**EXERCISE DETAILS**
Reproduce the listing below verbatim.

**RECORDED INFORMATION**
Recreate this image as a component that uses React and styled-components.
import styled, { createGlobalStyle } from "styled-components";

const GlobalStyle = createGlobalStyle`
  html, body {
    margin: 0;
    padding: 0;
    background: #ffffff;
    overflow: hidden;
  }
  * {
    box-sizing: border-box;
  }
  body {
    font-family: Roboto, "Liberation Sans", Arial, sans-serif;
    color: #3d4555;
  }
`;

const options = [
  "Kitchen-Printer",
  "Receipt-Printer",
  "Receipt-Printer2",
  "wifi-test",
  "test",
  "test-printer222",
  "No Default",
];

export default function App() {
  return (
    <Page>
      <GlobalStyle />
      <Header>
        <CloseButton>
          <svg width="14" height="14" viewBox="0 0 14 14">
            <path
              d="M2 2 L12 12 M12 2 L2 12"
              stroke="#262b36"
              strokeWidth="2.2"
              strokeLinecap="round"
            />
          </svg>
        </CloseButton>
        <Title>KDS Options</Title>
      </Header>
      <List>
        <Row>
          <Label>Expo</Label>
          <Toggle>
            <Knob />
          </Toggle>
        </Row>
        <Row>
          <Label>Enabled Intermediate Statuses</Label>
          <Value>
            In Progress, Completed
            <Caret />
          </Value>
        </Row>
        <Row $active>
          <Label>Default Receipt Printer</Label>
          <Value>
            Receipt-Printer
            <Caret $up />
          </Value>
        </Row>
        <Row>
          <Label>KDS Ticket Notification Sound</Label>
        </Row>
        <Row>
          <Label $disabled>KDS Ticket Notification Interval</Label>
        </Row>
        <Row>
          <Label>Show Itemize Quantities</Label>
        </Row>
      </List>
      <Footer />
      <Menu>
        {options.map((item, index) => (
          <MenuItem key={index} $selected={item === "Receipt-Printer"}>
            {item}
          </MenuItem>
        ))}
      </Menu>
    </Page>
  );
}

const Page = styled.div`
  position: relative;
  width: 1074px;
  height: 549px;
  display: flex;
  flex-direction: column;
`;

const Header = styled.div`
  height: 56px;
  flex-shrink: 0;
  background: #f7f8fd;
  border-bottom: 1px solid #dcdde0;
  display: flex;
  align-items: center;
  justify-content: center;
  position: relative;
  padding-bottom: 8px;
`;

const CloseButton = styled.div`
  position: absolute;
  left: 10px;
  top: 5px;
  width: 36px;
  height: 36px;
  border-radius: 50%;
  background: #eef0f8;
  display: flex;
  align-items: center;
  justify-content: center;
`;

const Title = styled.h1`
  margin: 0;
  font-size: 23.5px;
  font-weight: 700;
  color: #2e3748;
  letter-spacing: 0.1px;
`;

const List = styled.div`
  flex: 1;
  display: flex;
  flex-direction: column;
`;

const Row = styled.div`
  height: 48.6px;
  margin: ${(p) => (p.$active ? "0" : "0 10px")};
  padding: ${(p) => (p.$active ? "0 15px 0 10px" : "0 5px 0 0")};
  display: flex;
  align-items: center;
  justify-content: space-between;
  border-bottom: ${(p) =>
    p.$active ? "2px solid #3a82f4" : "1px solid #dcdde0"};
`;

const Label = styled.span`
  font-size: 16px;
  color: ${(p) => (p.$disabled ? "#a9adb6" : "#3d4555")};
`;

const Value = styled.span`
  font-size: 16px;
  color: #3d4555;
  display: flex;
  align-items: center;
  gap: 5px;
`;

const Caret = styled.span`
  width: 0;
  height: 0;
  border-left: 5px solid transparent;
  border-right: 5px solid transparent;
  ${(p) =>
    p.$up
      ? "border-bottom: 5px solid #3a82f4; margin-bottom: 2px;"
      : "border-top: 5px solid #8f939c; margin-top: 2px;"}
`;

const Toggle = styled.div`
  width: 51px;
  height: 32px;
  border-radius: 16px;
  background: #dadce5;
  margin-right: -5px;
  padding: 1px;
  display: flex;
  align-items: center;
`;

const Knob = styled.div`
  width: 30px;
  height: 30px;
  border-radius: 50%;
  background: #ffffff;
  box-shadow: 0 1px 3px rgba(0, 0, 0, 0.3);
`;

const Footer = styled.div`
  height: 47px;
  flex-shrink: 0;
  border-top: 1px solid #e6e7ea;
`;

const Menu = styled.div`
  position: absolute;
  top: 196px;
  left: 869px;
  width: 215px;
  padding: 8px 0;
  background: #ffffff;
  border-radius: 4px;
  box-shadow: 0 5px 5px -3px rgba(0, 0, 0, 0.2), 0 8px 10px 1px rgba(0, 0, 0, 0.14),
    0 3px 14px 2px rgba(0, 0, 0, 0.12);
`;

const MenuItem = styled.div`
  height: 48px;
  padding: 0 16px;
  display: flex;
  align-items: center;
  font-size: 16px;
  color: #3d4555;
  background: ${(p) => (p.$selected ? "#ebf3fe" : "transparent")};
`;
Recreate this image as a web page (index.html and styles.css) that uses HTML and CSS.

**WRITTEN SOLUTION**
Recreate this image as a component that uses React and styled-components.
import styled, { createGlobalStyle } from "styled-components";

const GlobalStyle = createGlobalStyle`
  html, body {
    margin: 0;
    padding: 0;
    background: #ffffff;
    overflow: hidden;
  }
  * {
    box-sizing: border-box;
  }
  body {
    font-family: Roboto, "Liberation Sans", Arial, sans-serif;
    color: #3d4555;
  }
`;

const options = [
  "Kitchen-Printer",
  "Receipt-Printer",
  "Receipt-Printer2",
  "wifi-test",
  "test",
  "test-printer222",
  "No Default",
];

export default function App() {
  return (
    <Page>
      <GlobalStyle />
      <Header>
        <CloseButton>
          <svg width="14" height="14" viewBox="0 0 14 14">
            <path
              d="M2 2 L12 12 M12 2 L2 12"
              stroke="#262b36"
              strokeWidth="2.2"
              strokeLinecap="round"
            />
          </svg>
        </CloseButton>
        <Title>KDS Options</Title>
      </Header>
      <List>
        <Row>
          <Label>Expo</Label>
          <Toggle>
            <Knob />
          </Toggle>
        </Row>
        <Row>
          <Label>Enabled Intermediate Statuses</Label>
          <Value>
            In Progress, Completed
            <Caret />
          </Value>
        </Row>
        <Row $active>
          <Label>Default Receipt Printer</Label>
          <Value>
            Receipt-Printer
            <Caret $up />
          </Value>
        </Row>
        <Row>
          <Label>KDS Ticket Notification Sound</Label>
        </Row>
        <Row>
          <Label $disabled>KDS Ticket Notification Interval</Label>
        </Row>
        <Row>
          <Label>Show Itemize Quantities</Label>
        </Row>
      </List>
      <Footer />
      <Menu>
        {options.map((item, index) => (
          <MenuItem key={index} $selected={item === "Receipt-Printer"}>
            {item}
          </MenuItem>
        ))}
      </Menu>
    </Page>
  );
}

const Page = styled.div`
  position: relative;
  width: 1074px;
  height: 549px;
  display: flex;
  flex-direction: column;
`;

const Header = styled.div`
  height: 56px;
  flex-shrink: 0;
  background: #f7f8fd;
  border-bottom: 1px solid #dcdde0;
  display: flex;
  align-items: center;
  justify-content: center;
  position: relative;
  padding-bottom: 8px;
`;

const CloseButton = styled.div`
  position: absolute;
  left: 10px;
  top: 5px;
  width: 36px;
  height: 36px;
  border-radius: 50%;
  background: #eef0f8;
  display: flex;
  align-items: center;
  justify-content: center;
`;

const Title = styled.h1`
  margin: 0;
  font-size: 23.5px;
  font-weight: 700;
  color: #2e3748;
  letter-spacing: 0.1px;
`;

const List = styled.div`
  flex: 1;
  display: flex;
  flex-direction: column;
`;

const Row = styled.div`
  height: 48.6px;
  margin: ${(p) => (p.$active ? "0" : "0 10px")};
  padding: ${(p) => (p.$active ? "0 15px 0 10px" : "0 5px 0 0")};
  display: flex;
  align-items: center;
  justify-content: space-between;
  border-bottom: ${(p) =>
    p.$active ? "2px solid #3a82f4" : "1px solid #dcdde0"};
`;

const Label = styled.span`
  font-size: 16px;
  color: ${(p) => (p.$disabled ? "#a9adb6" : "#3d4555")};
`;

const Value = styled.span`
  font-size: 16px;
  color: #3d4555;
  display: flex;
  align-items: center;
  gap: 5px;
`;

const Caret = styled.span`
  width: 0;
  height: 0;
  border-left: 5px solid transparent;
  border-right: 5px solid transparent;
  ${(p) =>
    p.$up
      ? "border-bottom: 5px solid #3a82f4; margin-bottom: 2px;"
      : "border-top: 5px solid #8f939c; margin-top: 2px;"}
`;

const Toggle = styled.div`
  width: 51px;
  height: 32px;
  border-radius: 16px;
  background: #dadce5;
  margin-right: -5px;
  padding: 1px;
  display: flex;
  align-items: center;
`;

const Knob = styled.div`
  width: 30px;
  height: 30px;
  border-radius: 50%;
  background: #ffffff;
  box-shadow: 0 1px 3px rgba(0, 0, 0, 0.3);
`;

const Footer = styled.div`
  height: 47px;
  flex-shrink: 0;
  border-top: 1px solid #e6e7ea;
`;

const Menu = styled.div`
  position: absolute;
  top: 196px;
  left: 869px;
  width: 215px;
  padding: 8px 0;
  background: #ffffff;
  border-radius: 4px;
  box-shadow: 0 5px 5px -3px rgba(0, 0, 0, 0.2), 0 8px 10px 1px rgba(0, 0, 0, 0.14),
    0 3px 14px 2px rgba(0, 0, 0, 0.12);
`;

const MenuItem = styled.div`
  height: 48px;
  padding: 0 16px;
  display: flex;
  align-items: center;
  font-size: 16px;
  color: #3d4555;
  background: ${(p) => (p.$selected ? "#ebf3fe" : "transparent")};
`;
Recreate this image as a web page (index.html and styles.css) that uses HTML and CSS.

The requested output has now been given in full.